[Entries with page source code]
+ + + + + + +
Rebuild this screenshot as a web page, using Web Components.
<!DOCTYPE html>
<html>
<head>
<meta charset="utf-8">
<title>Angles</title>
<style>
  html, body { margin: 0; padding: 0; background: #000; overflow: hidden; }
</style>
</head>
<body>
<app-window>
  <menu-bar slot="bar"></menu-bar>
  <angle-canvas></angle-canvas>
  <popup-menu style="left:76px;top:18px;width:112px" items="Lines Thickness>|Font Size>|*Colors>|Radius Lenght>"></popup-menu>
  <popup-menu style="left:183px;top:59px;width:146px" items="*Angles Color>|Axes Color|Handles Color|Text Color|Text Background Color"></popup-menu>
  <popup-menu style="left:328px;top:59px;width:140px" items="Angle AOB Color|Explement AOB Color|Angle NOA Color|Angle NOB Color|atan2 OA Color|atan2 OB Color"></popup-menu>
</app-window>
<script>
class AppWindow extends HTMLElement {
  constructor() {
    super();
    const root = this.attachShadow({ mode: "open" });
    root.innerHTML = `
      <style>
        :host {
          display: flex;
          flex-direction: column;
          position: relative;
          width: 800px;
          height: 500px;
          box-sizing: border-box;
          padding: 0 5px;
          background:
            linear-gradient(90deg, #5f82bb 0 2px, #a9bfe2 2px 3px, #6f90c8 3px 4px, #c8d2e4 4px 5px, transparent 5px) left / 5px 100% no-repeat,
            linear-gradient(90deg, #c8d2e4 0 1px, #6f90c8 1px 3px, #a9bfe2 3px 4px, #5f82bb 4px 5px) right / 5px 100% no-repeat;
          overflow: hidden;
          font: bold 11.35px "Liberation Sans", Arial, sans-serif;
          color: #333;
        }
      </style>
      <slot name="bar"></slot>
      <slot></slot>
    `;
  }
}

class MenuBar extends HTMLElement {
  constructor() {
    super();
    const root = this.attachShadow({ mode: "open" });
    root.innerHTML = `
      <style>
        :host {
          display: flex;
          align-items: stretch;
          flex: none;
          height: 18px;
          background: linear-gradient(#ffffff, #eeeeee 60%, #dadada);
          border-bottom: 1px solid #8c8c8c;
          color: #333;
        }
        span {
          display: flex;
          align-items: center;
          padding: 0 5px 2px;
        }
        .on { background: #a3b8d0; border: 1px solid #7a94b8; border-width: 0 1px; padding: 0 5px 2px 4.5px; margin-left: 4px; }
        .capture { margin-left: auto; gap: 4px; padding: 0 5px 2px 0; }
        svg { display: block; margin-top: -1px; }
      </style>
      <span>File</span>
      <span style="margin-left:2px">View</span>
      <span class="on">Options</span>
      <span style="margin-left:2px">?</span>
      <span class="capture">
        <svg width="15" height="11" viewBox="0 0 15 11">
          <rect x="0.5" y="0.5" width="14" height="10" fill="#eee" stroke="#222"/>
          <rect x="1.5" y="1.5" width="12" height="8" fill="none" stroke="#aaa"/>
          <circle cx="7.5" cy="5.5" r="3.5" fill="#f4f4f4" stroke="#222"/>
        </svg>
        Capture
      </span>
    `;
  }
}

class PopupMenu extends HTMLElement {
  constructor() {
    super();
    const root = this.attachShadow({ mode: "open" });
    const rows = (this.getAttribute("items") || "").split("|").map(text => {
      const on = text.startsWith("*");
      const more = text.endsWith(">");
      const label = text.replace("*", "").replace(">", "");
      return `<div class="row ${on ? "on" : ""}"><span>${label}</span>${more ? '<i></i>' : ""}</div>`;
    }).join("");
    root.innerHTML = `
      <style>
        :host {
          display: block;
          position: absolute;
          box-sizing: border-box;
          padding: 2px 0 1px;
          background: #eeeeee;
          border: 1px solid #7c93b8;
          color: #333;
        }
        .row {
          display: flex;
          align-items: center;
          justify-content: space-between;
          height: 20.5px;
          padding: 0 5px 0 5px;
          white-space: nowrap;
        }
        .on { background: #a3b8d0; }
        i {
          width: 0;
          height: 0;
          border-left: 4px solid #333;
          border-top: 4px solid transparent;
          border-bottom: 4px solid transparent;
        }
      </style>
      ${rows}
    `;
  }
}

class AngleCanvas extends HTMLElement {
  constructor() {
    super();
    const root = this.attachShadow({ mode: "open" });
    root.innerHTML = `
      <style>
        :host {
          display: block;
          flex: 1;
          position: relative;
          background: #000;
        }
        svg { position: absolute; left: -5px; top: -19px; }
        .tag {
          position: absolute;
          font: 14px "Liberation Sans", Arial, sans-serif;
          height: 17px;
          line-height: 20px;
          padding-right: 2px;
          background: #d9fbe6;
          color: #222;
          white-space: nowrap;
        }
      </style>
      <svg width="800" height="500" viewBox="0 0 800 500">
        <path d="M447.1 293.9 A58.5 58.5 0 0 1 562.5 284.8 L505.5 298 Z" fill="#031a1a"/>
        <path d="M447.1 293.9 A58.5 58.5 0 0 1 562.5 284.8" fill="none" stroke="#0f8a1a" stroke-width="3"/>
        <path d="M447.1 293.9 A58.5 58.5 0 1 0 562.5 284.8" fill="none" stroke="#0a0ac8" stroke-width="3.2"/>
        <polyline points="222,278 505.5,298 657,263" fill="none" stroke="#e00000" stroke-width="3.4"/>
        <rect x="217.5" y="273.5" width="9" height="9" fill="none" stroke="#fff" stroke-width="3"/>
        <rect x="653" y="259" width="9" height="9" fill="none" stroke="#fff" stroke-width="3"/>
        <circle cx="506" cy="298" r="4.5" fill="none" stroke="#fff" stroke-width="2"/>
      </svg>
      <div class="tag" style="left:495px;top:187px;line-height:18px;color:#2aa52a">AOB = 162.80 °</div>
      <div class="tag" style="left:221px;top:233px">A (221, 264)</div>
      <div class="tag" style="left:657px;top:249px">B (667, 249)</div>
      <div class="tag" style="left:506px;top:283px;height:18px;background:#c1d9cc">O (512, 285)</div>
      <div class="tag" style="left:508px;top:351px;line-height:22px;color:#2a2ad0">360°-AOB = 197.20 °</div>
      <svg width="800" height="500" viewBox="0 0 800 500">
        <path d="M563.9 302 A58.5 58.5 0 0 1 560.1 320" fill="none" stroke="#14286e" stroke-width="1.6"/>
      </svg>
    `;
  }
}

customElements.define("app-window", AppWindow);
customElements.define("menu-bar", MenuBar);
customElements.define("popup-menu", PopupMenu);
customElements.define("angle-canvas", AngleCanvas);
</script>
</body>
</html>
+ + + + + + +
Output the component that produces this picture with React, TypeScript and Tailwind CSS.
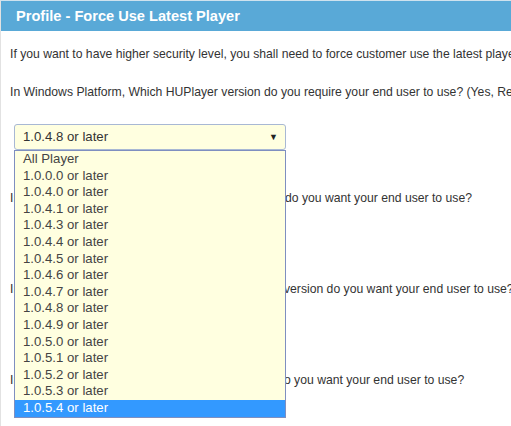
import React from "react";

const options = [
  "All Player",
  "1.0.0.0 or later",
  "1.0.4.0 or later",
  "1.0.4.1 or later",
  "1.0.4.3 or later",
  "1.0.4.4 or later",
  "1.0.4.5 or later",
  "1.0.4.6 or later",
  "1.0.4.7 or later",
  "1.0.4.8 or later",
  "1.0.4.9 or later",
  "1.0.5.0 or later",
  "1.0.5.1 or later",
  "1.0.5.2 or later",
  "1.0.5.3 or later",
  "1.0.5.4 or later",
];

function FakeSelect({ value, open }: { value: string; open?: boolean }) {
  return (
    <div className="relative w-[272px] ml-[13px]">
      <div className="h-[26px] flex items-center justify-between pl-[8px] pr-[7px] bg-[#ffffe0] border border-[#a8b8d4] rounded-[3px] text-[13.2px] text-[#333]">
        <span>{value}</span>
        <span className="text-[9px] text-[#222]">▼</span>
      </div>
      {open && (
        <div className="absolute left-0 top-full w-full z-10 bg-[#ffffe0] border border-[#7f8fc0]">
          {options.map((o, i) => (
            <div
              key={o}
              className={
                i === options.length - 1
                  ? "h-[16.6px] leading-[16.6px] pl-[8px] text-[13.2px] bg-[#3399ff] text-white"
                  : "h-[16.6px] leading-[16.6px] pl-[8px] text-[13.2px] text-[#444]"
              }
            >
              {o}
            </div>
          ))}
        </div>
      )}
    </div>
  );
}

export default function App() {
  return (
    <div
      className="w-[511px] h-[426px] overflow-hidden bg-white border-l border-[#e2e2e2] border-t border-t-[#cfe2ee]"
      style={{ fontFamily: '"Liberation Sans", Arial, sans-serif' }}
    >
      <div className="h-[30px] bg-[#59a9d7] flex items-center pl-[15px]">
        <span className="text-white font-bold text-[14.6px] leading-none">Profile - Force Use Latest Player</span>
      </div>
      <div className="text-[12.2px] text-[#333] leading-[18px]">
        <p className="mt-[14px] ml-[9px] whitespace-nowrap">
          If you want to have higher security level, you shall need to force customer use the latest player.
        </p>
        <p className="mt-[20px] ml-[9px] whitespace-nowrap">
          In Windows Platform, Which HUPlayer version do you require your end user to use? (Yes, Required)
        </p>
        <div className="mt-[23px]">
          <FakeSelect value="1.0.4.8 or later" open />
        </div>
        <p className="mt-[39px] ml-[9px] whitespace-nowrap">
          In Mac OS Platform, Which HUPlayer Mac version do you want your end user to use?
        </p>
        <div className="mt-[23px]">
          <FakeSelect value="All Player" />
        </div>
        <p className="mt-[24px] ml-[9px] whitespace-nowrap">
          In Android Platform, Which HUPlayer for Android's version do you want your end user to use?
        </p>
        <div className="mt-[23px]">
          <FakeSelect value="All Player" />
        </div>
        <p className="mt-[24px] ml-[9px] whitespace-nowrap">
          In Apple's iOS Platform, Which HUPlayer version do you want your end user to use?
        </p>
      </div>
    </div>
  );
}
+ + + + + + +
> [EXERCISE OBJECTIVE]: Pick out the lines containing the string "React".

> [COMPLETE OUTPUT]:
Output the component that produces this picture with React, TypeScript and Tailwind CSS.
import React from "react";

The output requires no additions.